Map of life expectancy at birth from Global Education Project.

Tuesday, February 14, 2012

Okay, lots of politicians flip-flop . . .

But in consecutive sentences?! Willard M. Romney:

By Shira Schoenberg, Globe Correspondent

Republican presidential candidate Mitt Romney is already attacking President Obama’s 2013 budget, which is being released today.

The Associated Press reported that Obama’s budget would reduce the deficit by $4 trillion over 10 years by cutting spending and raising taxes on the wealthy. House Republicans are already preparing their own budget that would make more cuts in entitlement programs like Medicare but would not increase taxes.

In line with the Republican view, Romney criticized Obama this morning for doing nothing to reform entitlements. “This week, President Obama will release a budget that won’t take any meaningful steps toward solving our entitlement crisis,” Romney said in a statement e-mailed to reporters. “The president has failed to offer a single serious idea to save Social Security and is the only president in modern history to cut Medicare benefits for seniors. I believe we can save Social Security and Medicare with a few common-sense reforms, and – unlike President Obama – I’m not afraid to put them on the table.”

So Romney is criticizing Obama for "cutting Medicare benefits," and for not cutting them enough. Actually, as usual, he's not only contradicting himself, he's lying. Obama has not cut Medicare benefits; he has reduced payments to so-called "Medicare Advantage" plans, for-profit managed care plans that were basically bilking the government by charging more than it costs to provide standard Medicare. It's Romney and the Republicans who want to cut Medicare benefits. Those are the "common sense" reforms he's referring to, specifically turning Medicare into a voucher program.

What is truly sad about this is that the Republicans successfully ran in 2010 by accusing the Democrats of cutting Medicare. Romney is trying the same trick again, but since he really does want to cut Medicare benefits, in fact that's a core plank in his platform, he ends up with this bizarre double talk.

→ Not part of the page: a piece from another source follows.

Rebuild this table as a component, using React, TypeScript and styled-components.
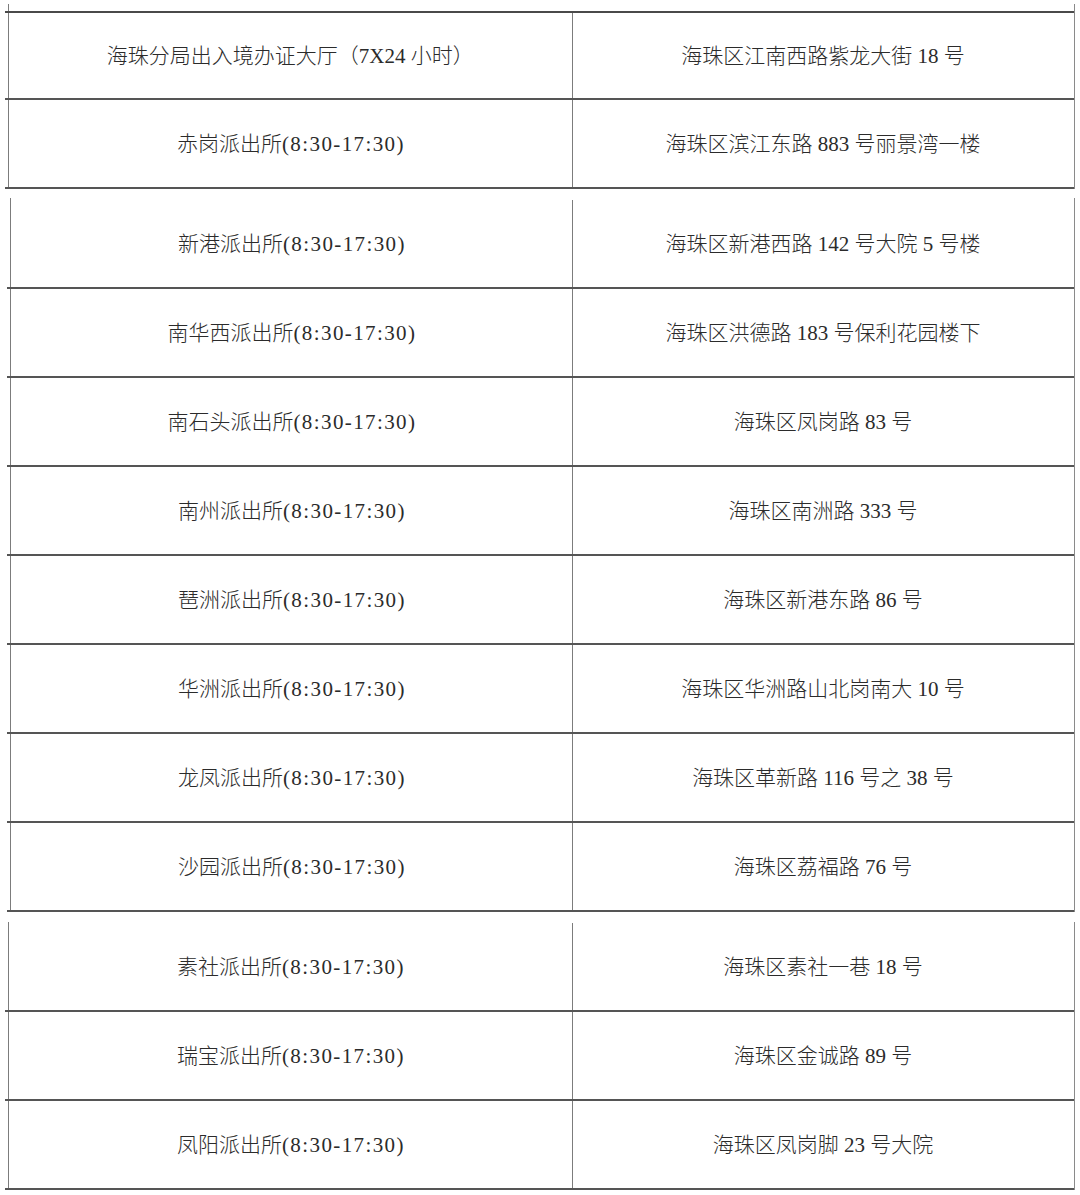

It's difficult to believe the voters could fall for this but they already did once. Now they're running against contraception, the successful rescue of the auto industry (for which the treasury has already gotten its money back), higher taxes for the wealthy, and the withdrawal from Iraq, all of which are highly popular. And they're trying to walk this tightwire of being the defenders of Medicare and Social Security while simultaneously being against spending money on them. I don't how whether the Koch Brothers have enough money to make this work, but nothing can surprise me any more.

3 comments:

roger said...

if the lies don't work to win elections the diebold will.